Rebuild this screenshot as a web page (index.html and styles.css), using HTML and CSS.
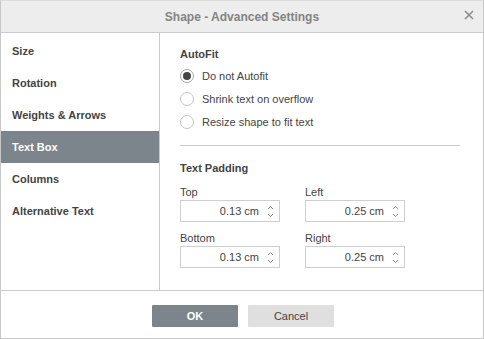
FILE: index.html
```html
<!DOCTYPE html>
<html lang="en">
<head>
  <meta charset="UTF-8">
  <title>Shape - Advanced Settings</title>
  <link rel="stylesheet" href="styles.css">
</head>
<body>
  <div class="dialog">
    <div class="header">
      <span class="title">Shape - Advanced Settings</span>
      <button class="close-button" title="Close">
        <svg width="10" height="10" viewBox="0 0 10 10"><path d="M1 1L9 9M9 1L1 9" stroke="#888" stroke-width="1.5"/></svg>
      </button>
    </div>

    <div class="body">
      <ul class="menu">
        <li>Size</li>
        <li>Rotation</li>
        <li>Weights &amp; Arrows</li>
        <li class="active">Text Box</li>
        <li>Columns</li>
        <li>Alternative Text</li>
      </ul>

      <div class="panel">
        <div class="section-title">AutoFit</div>
        <div class="radios">
          <label class="radio checked"><span class="dot"></span>Do not Autofit</label>
          <label class="radio"><span class="dot"></span>Shrink text on overflow</label>
          <label class="radio"><span class="dot"></span>Resize shape to fit text</label>
        </div>

        <div class="separator"></div>

        <div class="section-title pad-title">Text Padding</div>
        <div class="fields">
          <div class="field">
            <div class="field-label">Top</div>
            <div class="spinner"><span class="value">0.13 cm</span><span class="arrows"><svg width="7" height="14" viewBox="0 0 7 14"><path d="M1 5L3.5 2.5L6 5M1 10L3.5 12.5L6 10" fill="none" stroke="#888"/></svg></span></div>
          </div>
          <div class="field">
            <div class="field-label">Left</div>
            <div class="spinner"><span class="value">0.25 cm</span><span class="arrows"><svg width="7" height="14" viewBox="0 0 7 14"><path d="M1 5L3.5 2.5L6 5M1 10L3.5 12.5L6 10" fill="none" stroke="#888"/></svg></span></div>
          </div>
          <div class="field">
            <div class="field-label">Bottom</div>
            <div class="spinner"><span class="value">0.13 cm</span><span class="arrows"><svg width="7" height="14" viewBox="0 0 7 14"><path d="M1 5L3.5 2.5L6 5M1 10L3.5 12.5L6 10" fill="none" stroke="#888"/></svg></span></div>
          </div>
          <div class="field">
            <div class="field-label">Right</div>
            <div class="spinner"><span class="value">0.25 cm</span><span class="arrows"><svg width="7" height="14" viewBox="0 0 7 14"><path d="M1 5L3.5 2.5L6 5M1 10L3.5 12.5L6 10" fill="none" stroke="#888"/></svg></span></div>
          </div>
        </div>
      </div>
    </div>

    <div class="footer">
      <button class="btn primary">OK</button>
      <button class="btn">Cancel</button>
    </div>
  </div>
</body>
</html>
```

FILE: styles.css
```css
body {
  margin: 0;
  background: #fff;
  font-family: "Liberation Sans", Arial, sans-serif;
  font-size: 11px;
  color: #444;
}
.dialog {
  box-sizing: border-box;
  width: 484px;
  height: 339px;
  border: 1px solid #c8c8c8;
  border-top-color: #dcdcdc;
  display: flex;
  flex-direction: column;
  background: #fff;
}
.header {
  height: 31px;
  flex: none;
  background: #ededed;
  border-bottom: 1px solid #cbcbcb;
  display: flex;
  align-items: center;
  justify-content: center;
  position: relative;
}
.title {
  font-size: 12px;
  font-weight: bold;
  color: #848484;
}
.close-button {
  position: absolute;
  right: 9px;
  top: 9px;
  width: 10px;
  height: 10px;
  padding: 0;
  border: none;
  background: none;
  display: flex;
}
.body {
  height: 257px;
  flex: none;
  display: flex;
}
.menu {
  list-style: none;
  margin: 0;
  padding: 2px 0 0;
  width: 158px;
  border-right: 1px solid #cbcbcb;
  flex: none;
}
.menu li {
  height: 32px;
  line-height: 32px;
  padding-left: 11px;
  font-weight: bold;
}
.menu li.active {
  background: #7d858c;
  color: #fff;
}
.panel {
  flex: 1;
  padding: 14px 20px 0;
}
.section-title {
  font-weight: bold;
  line-height: 14px;
}
.radios {
  margin-top: 3px;
}
.radio {
  display: flex;
  align-items: center;
  height: 23px;
}
.dot {
  box-sizing: border-box;
  width: 14px;
  height: 14px;
  border: 1px solid #c4c4c4;
  border-radius: 50%;
  margin-right: 8px;
  display: flex;
  align-items: center;
  justify-content: center;
}
.radio.checked .dot {
  border-color: #a8a8a8;
}
.radio.checked .dot::after {
  content: "";
  width: 8px;
  height: 8px;
  border-radius: 50%;
  background: #444;
}
.separator {
  margin-top: 12px;
  width: 280px;
  border-top: 1px solid #cbcbcb;
}
.pad-title {
  margin-top: 15px;
}
.fields {
  margin-top: 10px;
  display: grid;
  grid-template-columns: 100px 100px;
  column-gap: 25px;
  row-gap: 9px;
}
.field-label {
  line-height: 14px;
  margin-bottom: 1px;
}
.spinner {
  box-sizing: border-box;
  height: 22px;
  border: 1px solid #cfcfcf;
  display: flex;
  align-items: center;
  justify-content: flex-end;
}
.value {
  margin-right: 8px;
}
.arrows {
  display: flex;
  margin-right: 5px;
}
.footer {
  flex: 1;
  border-top: 1px solid #cbcbcb;
  display: flex;
  justify-content: center;
  align-items: flex-start;
  gap: 10px;
  padding: 14px 0 0 2px;
}
.btn {
  width: 86px;
  height: 22px;
  border: none;
  border-radius: 1px;
  background: #dfdfdf;
  color: #444;
  font-family: "Liberation Sans", Arial, sans-serif;
  font-size: 11px;
  padding: 0;
}
.btn.primary {
  background: #7d858c;
  color: #fff;
  font-weight: bold;
}
```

------

• Requirements: Quote the material exactly. Pictures stay out.

• Exercise solution:
Rebuild this screenshot as a web page (index.html and styles.css), using HTML and CSS.
FILE: index.html
```html
<!DOCTYPE html>
<html lang="en">
<head>
  <meta charset="UTF-8">
  <title>Shape - Advanced Settings</title>
  <link rel="stylesheet" href="styles.css">
</head>
<body>
  <div class="dialog">
    <div class="header">
      <span class="title">Shape - Advanced Settings</span>
      <button class="close-button" title="Close">
        <svg width="10" height="10" viewBox="0 0 10 10"><path d="M1 1L9 9M9 1L1 9" stroke="#888" stroke-width="1.5"/></svg>
      </button>
    </div>

    <div class="body">
      <ul class="menu">
        <li>Size</li>
        <li>Rotation</li>
        <li>Weights &amp; Arrows</li>
        <li class="active">Text Box</li>
        <li>Columns</li>
        <li>Alternative Text</li>
      </ul>

      <div class="panel">
        <div class="section-title">AutoFit</div>
        <div class="radios">
          <label class="radio checked"><span class="dot"></span>Do not Autofit</label>
          <label class="radio"><span class="dot"></span>Shrink text on overflow</label>
          <label class="radio"><span class="dot"></span>Resize shape to fit text</label>
        </div>

        <div class="separator"></div>

        <div class="section-title pad-title">Text Padding</div>
        <div class="fields">
          <div class="field">
            <div class="field-label">Top</div>
            <div class="spinner"><span class="value">0.13 cm</span><span class="arrows"><svg width="7" height="14" viewBox="0 0 7 14"><path d="M1 5L3.5 2.5L6 5M1 10L3.5 12.5L6 10" fill="none" stroke="#888"/></svg></span></div>
          </div>
          <div class="field">
            <div class="field-label">Left</div>
            <div class="spinner"><span class="value">0.25 cm</span><span class="arrows"><svg width="7" height="14" viewBox="0 0 7 14"><path d="M1 5L3.5 2.5L6 5M1 10L3.5 12.5L6 10" fill="none" stroke="#888"/></svg></span></div>
          </div>
          <div class="field">
            <div class="field-label">Bottom</div>
            <div class="spinner"><span class="value">0.13 cm</span><span class="arrows"><svg width="7" height="14" viewBox="0 0 7 14"><path d="M1 5L3.5 2.5L6 5M1 10L3.5 12.5L6 10" fill="none" stroke="#888"/></svg></span></div>
          </div>
          <div class="field">
            <div class="field-label">Right</div>
            <div class="spinner"><span class="value">0.25 cm</span><span class="arrows"><svg width="7" height="14" viewBox="0 0 7 14"><path d="M1 5L3.5 2.5L6 5M1 10L3.5 12.5L6 10" fill="none" stroke="#888"/></svg></span></div>
          </div>
        </div>
      </div>
    </div>

    <div class="footer">
      <button class="btn primary">OK</button>
      <button class="btn">Cancel</button>
    </div>
  </div>
</body>
</html>
```

FILE: styles.css
```css
body {
  margin: 0;
  background: #fff;
  font-family: "Liberation Sans", Arial, sans-serif;
  font-size: 11px;
  color: #444;
}
.dialog {
  box-sizing: border-box;
  width: 484px;
  height: 339px;
  border: 1px solid #c8c8c8;
  border-top-color: #dcdcdc;
  display: flex;
  flex-direction: column;
  background: #fff;
}
.header {
  height: 31px;
  flex: none;
  background: #ededed;
  border-bottom: 1px solid #cbcbcb;
  display: flex;
  align-items: center;
  justify-content: center;
  position: relative;
}
.title {
  font-size: 12px;
  font-weight: bold;
  color: #848484;
}
.close-button {
  position: absolute;
  right: 9px;
  top: 9px;
  width: 10px;
  height: 10px;
  padding: 0;
  border: none;
  background: none;
  display: flex;
}
.body {
  height: 257px;
  flex: none;
  display: flex;
}
.menu {
  list-style: none;
  margin: 0;
  padding: 2px 0 0;
  width: 158px;
  border-right: 1px solid #cbcbcb;
  flex: none;
}
.menu li {
  height: 32px;
  line-height: 32px;
  padding-left: 11px;
  font-weight: bold;
}
.menu li.active {
  background: #7d858c;
  color: #fff;
}
.panel {
  flex: 1;
  padding: 14px 20px 0;
}
.section-title {
  font-weight: bold;
  line-height: 14px;
}
.radios {
  margin-top: 3px;
}
.radio {
  display: flex;
  align-items: center;
  height: 23px;
}
.dot {
  box-sizing: border-box;
  width: 14px;
  height: 14px;
  border: 1px solid #c4c4c4;
  border-radius: 50%;
  margin-right: 8px;
  display: flex;
  align-items: center;
  justify-content: center;
}
.radio.checked .dot {
  border-color: #a8a8a8;
}
.radio.checked .dot::after {
  content: "";
  width: 8px;
  height: 8px;
  border-radius: 50%;
  background: #444;
}
.separator {
  margin-top: 12px;
  width: 280px;
  border-top: 1px solid #cbcbcb;
}
.pad-title {
  margin-top: 15px;
}
.fields {
  margin-top: 10px;
  display: grid;
  grid-template-columns: 100px 100px;
  column-gap: 25px;
  row-gap: 9px;
}
.field-label {
  line-height: 14px;
  margin-bottom: 1px;
}
.spinner {
  box-sizing: border-box;
  height: 22px;
  border: 1px solid #cfcfcf;
  display: flex;
  align-items: center;
  justify-content: flex-end;
}
.value {
  margin-right: 8px;
}
.arrows {
  display: flex;
  margin-right: 5px;
}
.footer {
  flex: 1;
  border-top: 1px solid #cbcbcb;
  display: flex;
  justify-content: center;
  align-items: flex-start;
  gap: 10px;
  padding: 14px 0 0 2px;
}
.btn {
  width: 86px;
  height: 22px;
  border: none;
  border-radius: 1px;
  background: #dfdfdf;
  color: #444;
  font-family: "Liberation Sans", Arial, sans-serif;
  font-size: 11px;
  padding: 0;
}
.btn.primary {
  background: #7d858c;
  color: #fff;
  font-weight: bold;
}
```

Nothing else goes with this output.